1999, my daughter Katrina was finishing her second year at Harvard and looking forward to volunteering her summer in an orphanage in Nicaragua. She looked ahead to an active fall, an internship in Sweden for the US State Dept., and more world travel. Since then her friends have graduated from college, some are getting married and many are living in various parts of the world. But not my daughter.
Katrina came back from her missions trip sick and has been sick ever since. In the last years we have been to many doctors, paid a lot of co-pays and spent a tremendous amount of time waiting. She has been through scary procedures, painful tests and examinations of all kinds. We have met doctors who are thoughtful and those who are rude. We have met people who have gone out of their way to help and those who have gone out of their way to hurt. We know a lot of things she doesn’t have and a lot of doctors who don’t talk to each other. Essentially the doctors know there is something wrong with her but they don’t have any idea of exactly what is wrong or how to fix it.

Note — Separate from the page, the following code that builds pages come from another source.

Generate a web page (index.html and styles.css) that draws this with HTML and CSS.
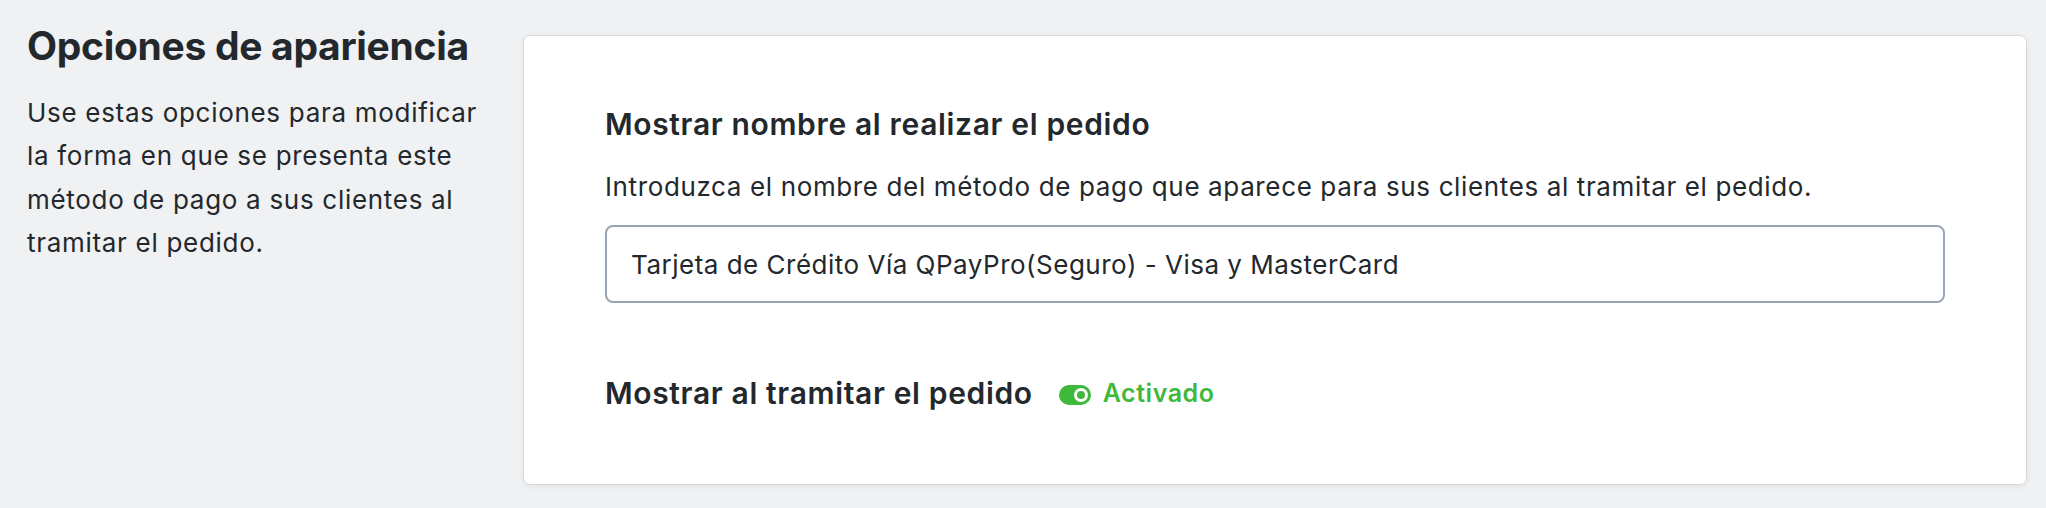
FILE: index.html
```html
<!DOCTYPE html>
<html lang="es">
<head>
    <meta charset="UTF-8">
    <meta name="viewport" content="width=device-width, initial-scale=1.0">
    <title>Opciones de apariencia</title>
    <link rel="stylesheet" href="styles.css">
</head>
<body>
    <div class="settings-section">
        <div class="section-info">
            <h2>Opciones de apariencia</h2>
            <p>Use estas opciones para modificar la forma en que se presenta este método de pago a sus clientes al tramitar el pedido.</p>
        </div>
        <div class="card">
            <div class="field">
                <label for="title">Mostrar nombre al realizar el pedido</label>
                <p class="help">Introduzca el nombre del método de pago que aparece para sus clientes al tramitar el pedido.</p>
                <input type="text" id="title" name="title" value="Tarjeta de Crédito Vía QPayPro(Seguro) - Visa y MasterCard">
            </div>
            <div class="toggle-row">
                <span class="toggle-label">Mostrar al tramitar el pedido</span>
                <span class="status">
                    <svg class="toggle-icon" width="32" height="20" viewBox="0 0 32 20">
                        <rect x="0" y="0" width="32" height="20" rx="10" fill="#3fb83c"/>
                        <circle cx="22" cy="10" r="5.5" fill="#3fb83c" stroke="#fff" stroke-width="3"/>
                    </svg>
                    Activado
                </span>
            </div>
        </div>
    </div>
</body>
</html>
```

FILE: styles.css
```css
body {
    margin: 0;
    padding: 0;
    background-color: #f0f1f3;
    color: #23282d;
    font-family: Inter, "Noto Sans", sans-serif;
}
.settings-section {
    display: flex;
    align-items: flex-start;
    padding: 23px 19px 26px 27px;
}
.section-info {
    width: 462px;
    flex-shrink: 0;
    margin-right: 34px;
}
.section-info h2 {
    margin: 0 0 21px;
    font-size: 39px;
    font-weight: 700;
    line-height: 1.2;
    letter-spacing: -0.3px;
    color: #23282d;
}
.section-info p {
    margin: 0;
    font-size: 26px;
    line-height: 43.5px;
    letter-spacing: 0.7px;
    color: #23282d;
}
.card {
    flex: 1;
    margin-top: 12px;
    background-color: white;
    border: 1px solid #d5dadf;
    border-radius: 7px;
    box-shadow: 0 2px 6px rgba(0,0,0,0.06);
    padding: 68px 81px 71px;
}
.field label {
    display: block;
    font-size: 30px;
    font-weight: 600;
    line-height: 40px;
    letter-spacing: 0.65px;
    margin-bottom: 24px;
}
.help {
    margin: 0 0 19px;
    font-size: 26px;
    line-height: 38px;
    letter-spacing: 0.63px;
}
input {
    display: block;
    width: 100%;
    height: 78px;
    box-sizing: border-box;
    padding: 0 24px;
    border: 2px solid #98a5b3;
    border-radius: 8px;
    font-family: Inter, "Noto Sans", sans-serif;
    font-size: 26px;
    letter-spacing: 0.5px;
    color: #23282d;
}
.toggle-row {
    display: flex;
    align-items: center;
    margin-top: 70px;
}
.toggle-label {
    font-size: 30px;
    font-weight: 600;
    line-height: 40px;
    letter-spacing: 0.65px;
}
.status {
    display: flex;
    align-items: center;
    margin-left: 26px;
    font-size: 25px;
    font-weight: 600;
    letter-spacing: 0.55px;
    color: #3fb83c;
}
.toggle-icon {
    margin: 3px 12px 0 0;
}
```
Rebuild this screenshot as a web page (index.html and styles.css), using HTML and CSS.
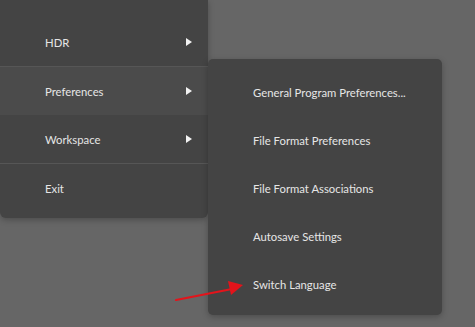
FILE: index.html
```html
<!DOCTYPE html>
<html lang="en">
<head>
    <meta charset="UTF-8">
    <title>Menu</title>
    <link rel="stylesheet" href="styles.css">
</head>
<body>
    <div class="screen">
        <div class="menu main-menu">
            <div class="item">HDR <span class="caret"></span></div>
            <div class="sep"></div>
            <div class="item active">Preferences <span class="caret"></span></div>
            <div class="item">Workspace <span class="caret"></span></div>
            <div class="sep"></div>
            <div class="item">Exit</div>
        </div>
        <div class="menu sub-menu">
            <div class="item">General Program Preferences...</div>
            <div class="item">File Format Preferences</div>
            <div class="item">File Format Associations</div>
            <div class="item">Autosave Settings</div>
            <div class="item">Switch Language</div>
        </div>
        <svg class="pointer" width="80" height="30" viewBox="0 0 80 30">
            <line x1="4" y1="27" x2="60" y2="16" stroke="#e3141b" stroke-width="2.2" stroke-linecap="round"/>
            <polygon points="71,12 56,8 59,22" fill="#e3141b"/>
        </svg>
    </div>
</body>
</html>
```

FILE: styles.css
```css
body { margin: 0; background: #666666; font-family: Lato, 'Open Sans', sans-serif; font-size: 11.3px; color: #e6e6e6; overflow: hidden; }
.screen { position: relative; display: flex; align-items: flex-start; width: 475px; height: 327px; }
.menu { background: #444444; box-shadow: 0 2px 6px rgba(0, 0, 0, 0.25); }
.main-menu { width: 208px; padding: 18px 0 6px; border-radius: 0 0 6px 6px; }
.sub-menu { width: 234px; margin-top: 59px; padding: 9px 0 7px; border-radius: 5px; }
.item { display: flex; align-items: center; justify-content: space-between; height: 48px; padding: 0 16px 0 45px; white-space: nowrap; }
.item.active { background: #4b4b4b; }
.sep { height: 1px; background: #565656; }
.caret { width: 0; height: 0; border-top: 4.5px solid transparent; border-bottom: 4.5px solid transparent; border-left: 6px solid #f2f2f2; }
.pointer { position: absolute; left: 172px; top: 273px; }
```
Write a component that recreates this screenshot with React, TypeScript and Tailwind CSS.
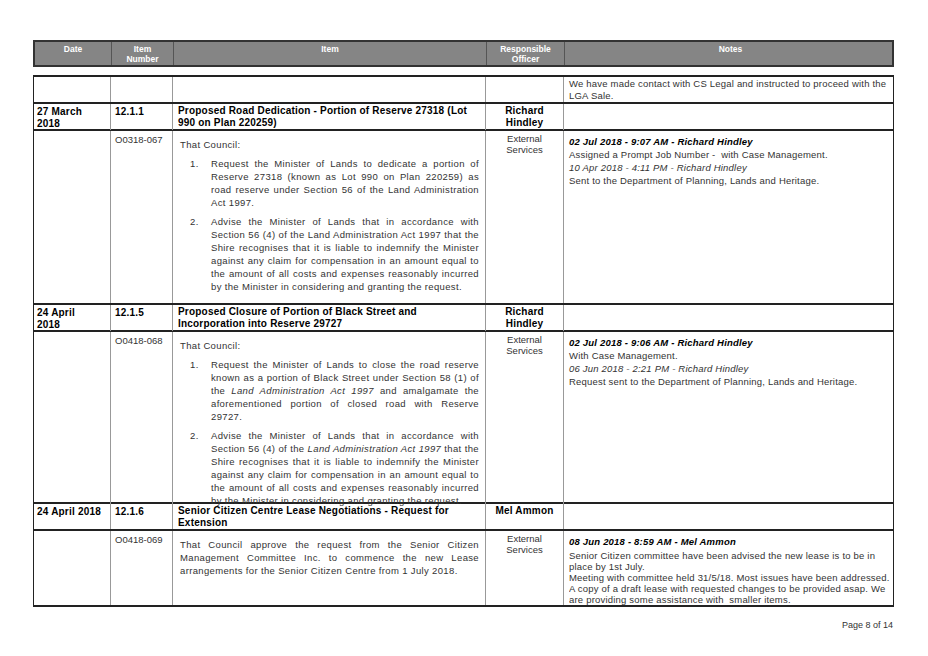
import React from "react";

const cols = "grid grid-cols-[77px_62px_313px_78px_331px]";
const ff = { fontFamily: '"Liberation Sans", Arial, sans-serif' };

function Head({ d, n, t, o }: { d: string; n: string; t: string; o: string }) {
  return (
    <div className={`${cols} border-t-2 border-[#222] text-[10px] font-bold text-black leading-[12px] h-[27px] tracking-[0.2px]`}>
      <div className="pl-[3px] pr-[22px] pt-[2px] border-r border-[#999]">{d}</div>
      <div className="px-[4px] pt-[2px] border-r border-[#999]">{n}</div>
      <div className="px-[5px] pt-[1px] border-r border-[#999]">{t}</div>
      <div className="text-center px-[14px] pt-[1px] border-r border-[#999]">{o}</div>
      <div></div>
    </div>
  );
}

function Detail({ code, h, body, notes }: { code: string; h: number; body: React.ReactNode; notes: React.ReactNode }) {
  return (
    <div className={`${cols} border-t-2 border-[#222] text-[9.5px] leading-[13px] text-[#333] tracking-[0.35px]`} style={{ height: h }}>
      <div className="border-r border-[#999]"></div>
      <div className="px-[4px] pt-[2px] border-r border-[#999] tracking-normal">{code}</div>
      <div className="pl-[7px] pr-[6px] pt-[7px] border-r border-[#999] text-justify">{body}</div>
      <div className="text-center pt-[2px] border-r border-[#999] leading-[11px] tracking-normal">External<br />Services</div>
      <div className="px-[5px] pt-[4px] tracking-[0.2px]">{notes}</div>
    </div>
  );
}

function Li({ n, children }: { n: string; children: React.ReactNode }) {
  return (
    <div className="flex mt-[6px]">
      <div className="w-[31px] pl-[10px] shrink-0">{n}</div>
      <div className="flex-1">{children}</div>
    </div>
  );
}

export default function App() {
  return (
    <div className="w-[928px] h-[656px] bg-white relative" style={ff}>
      <div className="absolute left-[33px] top-[40px] w-[861px]">
        <div className={`${cols} h-[27px] bg-[#858585] border-2 border-[#333] text-white font-bold text-[8.5px] leading-[10px] text-center`}>
          <div className="pt-[2px] border-r border-[#555]">Date</div>
          <div className="pt-[2px] border-r border-[#555]">Item<br />Number</div>
          <div className="pt-[2px] border-r border-[#555]">Item</div>
          <div className="pt-[2px] border-r border-[#555]">Responsible<br />Officer</div>
          <div className="pt-[2px]">Notes</div>
        </div>
        <div className="mt-[8px] border-b-2 border-l border-r border-[#222] border-l-[#222]">
          <div className={`${cols} border-t-2 border-[#222] h-[27px] text-[9.5px] leading-[12px] text-[#333] tracking-[0.2px]`}>
            <div className="border-r border-[#999]"></div>
            <div className="border-r border-[#999]"></div>
            <div className="border-r border-[#999]"></div>
            <div className="border-r border-[#999]"></div>
            <div className="px-[5px] pt-[1px]">We have made contact with CS Legal and instructed to proceed with the LGA Sale.</div>
          </div>
          <Head d="27 March 2018" n="12.1.1" t="Proposed Road Dedication - Portion of Reserve 27318 (Lot 990 on Plan 220259)" o="Richard Hindley" />
          <Detail
            code="O0318-067"
            h={174}
            body={
              <>
                <div>That Council:</div>
                <Li n="1.">Request the Minister of Lands to dedicate a portion of Reserve 27318 (known as Lot 990 on Plan 220259) as road reserve under Section 56 of the Land Administration Act 1997.</Li>
                <Li n="2.">Advise the Minister of Lands that in accordance with Section 56 (4) of the Land Administration Act 1997 that the Shire recognises that it is liable to indemnify the Minister against any claim for compensation in an amount equal to the amount of all costs and expenses reasonably incurred by the Minister in considering and granting the request.</Li>
              </>
            }
            notes={
              <>
                <div className="font-bold italic text-black">02 Jul 2018 - 9:07 AM - Richard Hindley</div>
                <div>Assigned a Prompt Job Number -&nbsp; with Case Management.</div>
                <div className="italic">10 Apr 2018 - 4:11 PM - Richard Hindley</div>
                <div>Sent to the Department of Planning, Lands and Heritage.</div>
              </>
            }
          />
          <Head d="24 April 2018" n="12.1.5" t="Proposed Closure of Portion of Black Street and Incorporation into Reserve 29727" o="Richard Hindley" />
          <Detail
            code="O0418-068"
            h={172}
            body={
              <>
                <div>That Council:</div>
                <Li n="1.">Request the Minister of Lands to close the road reserve known as a portion of Black Street under Section 58 (1) of the <i>Land Administration Act 1997</i> and amalgamate the aforementioned portion of closed road with Reserve 29727.</Li>
                <Li n="2.">Advise the Minister of Lands that in accordance with Section 56 (4) of the <i>Land Administration Act 1997</i> that the Shire recognises that it is liable to indemnify the Minister against any claim for compensation in an amount equal to the amount of all costs and expenses reasonably incurred by the Minister in considering and granting the request.</Li>
              </>
            }
            notes={
              <>
                <div className="font-bold italic text-black">02 Jul 2018 - 9:06 AM - Richard Hindley</div>
                <div>With Case Management.</div>
                <div className="italic">06 Jun 2018 - 2:21 PM - Richard Hindley</div>
                <div>Request sent to the Department of Planning, Lands and Heritage.</div>
              </>
            }
          />
          <div className={`${cols} border-t-2 border-[#222] text-[10px] font-bold text-black leading-[12px] h-[27px] tracking-[0.2px]`}>
            <div className="pl-[3px] pt-[2px] border-r border-[#999]">24 April 2018</div>
            <div className="px-[4px] pt-[2px] border-r border-[#999]">12.1.6</div>
            <div className="px-[5px] pt-[1px] border-r border-[#999]">Senior Citizen Centre Lease Negotiations - Request for Extension</div>
            <div className="text-center pt-[1px] border-r border-[#999]">Mel Ammon</div>
            <div></div>
          </div>
          <Detail
            code="O0418-069"
            h={76}
            body={<div>That Council approve the request from the Senior Citizen Management Committee Inc. to commence the new Lease arrangements for the Senior Citizen Centre from 1 July 2018.</div>}
            notes={
              <div className="h-[70px] overflow-hidden leading-[11px]">
                <div className="font-bold italic text-black leading-[13px]">08 Jun 2018 - 8:59 AM - Mel Ammon</div>
                <div className="mt-[2px]">Senior Citizen committee have been advised the new lease is to be in place by 1st July.</div>
                <div>Meeting with committee held 31/5/18. Most issues have been addressed. A copy of a draft lease with requested changes to be provided asap. We are providing some assistance with&nbsp; smaller items.</div>
              </div>
            }
          />
        </div>
      </div>
      <div className="absolute right-[35px] top-[619px] text-[9px] text-[#333]">Page 8 of 14</div>
    </div>
  );
}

Katrina can be sitting in a chair and her heart rate will suddenly jump from 85 to 145 for no reason. Things are better with the medications she’s on but her heart can still race unexpectedly, her balance is off, her vision is blurred, her hands hurt, her muscles spasm, and her glands and organs feel swollen. Her head is hot and her hands are cold. And every few weeks (months or days) her body will ache, she won’t want anything to eat, and she will be extremely sensitive to light and sound.
Three years ago, she could do one big activity per day. She could choose between taking a shower, going out to dinner or going for a walk around our cul de sac. At present, she can’t even do one big activity. Next, she could use a walker on a very good day. Now she uses an electric wheelchair to get from her bed to the bathroom to the hospital bed in the living room.
She has a first rate mind and lots of ideas but her hands hurt when she types, her face hurts if she dictates or talks, and her eyes don’t focus long enough to read for any great length of time. She battles boredom in her head but it’s a constant challenge. In her present condition she can’t return to school, get a job or live by herself.
There are two conclusions I’ve drawn from Katrina’s experience. One is don’t delay adventure. I suppose it wouldn’t be surprising to say based on my experience that you shouldn’t encourage your kids or yourself to try new things. Stay home and be safe. But I’ve come to the opposite conclusion. Life is a fragile and limited endeavor; take every challenge you meet because you never know when it will be your last.
The other conclusion is that bad things happen independent of us. I am absolutely convinced that God doesn’t send us bad things (that’s not His personality) but He does help us turn the bad we encounter into good. As Romans 12 says “take the offense: overpower evil with good.”
So I recorded a CD to overpower evil with good. I went back to my love of singing (I had a voice scholarship to Eastman when I was young and foolish). Now that I’m old and foolish it was fun to do some more singing. I called the “Katrina’s Christmas Wish” because it is Katrina’s wish that people know that God is good, loves us, and is proud of us. And there is no better expression of God’s love than Christmas. It should remind us that even when really bad things happen and your entire life is redirected, God is good. With charts by Emmy-winning Richard Putnam and great licks from guitar stylist David Johnson, I sing some of my own songs and some classic carols. We recorded it in North Carolina to give you a “country” tour of Christmas.
More recently I’ve added another CD: “Professor Tangen’s Great Gospel Tour.” It’s a brief history of American gospel music. We follow the preachers, peddlers and singing groups as they travel across America. At each stop they run into new music styles. Gospel music in the US began with spirituals and “field holler” songs but soon encountered blues, jazz, and more modern styles. I sing some of my own songs and added some twists to old favorites. The album features jazz pianist Mark Davidson’s arrangements.
Katrina suffers from a disease of unknown origin. It impacts nearly every part of the autonomic nervous system. The disease currently goes by the name Chronic Fatigue
Immune Dysfunction Syndrome (CFIDS). This is an unfortunate name because it often trivializes the situation. Fatigue makes it sound like that feeling you have after jogging around the block and the muscles feel tired. CFIDS is more like taking chemo or having the flu all the time. It should be called the Overwhelming Exhaustion Disease Which Makes Your Whole Body Shut Down.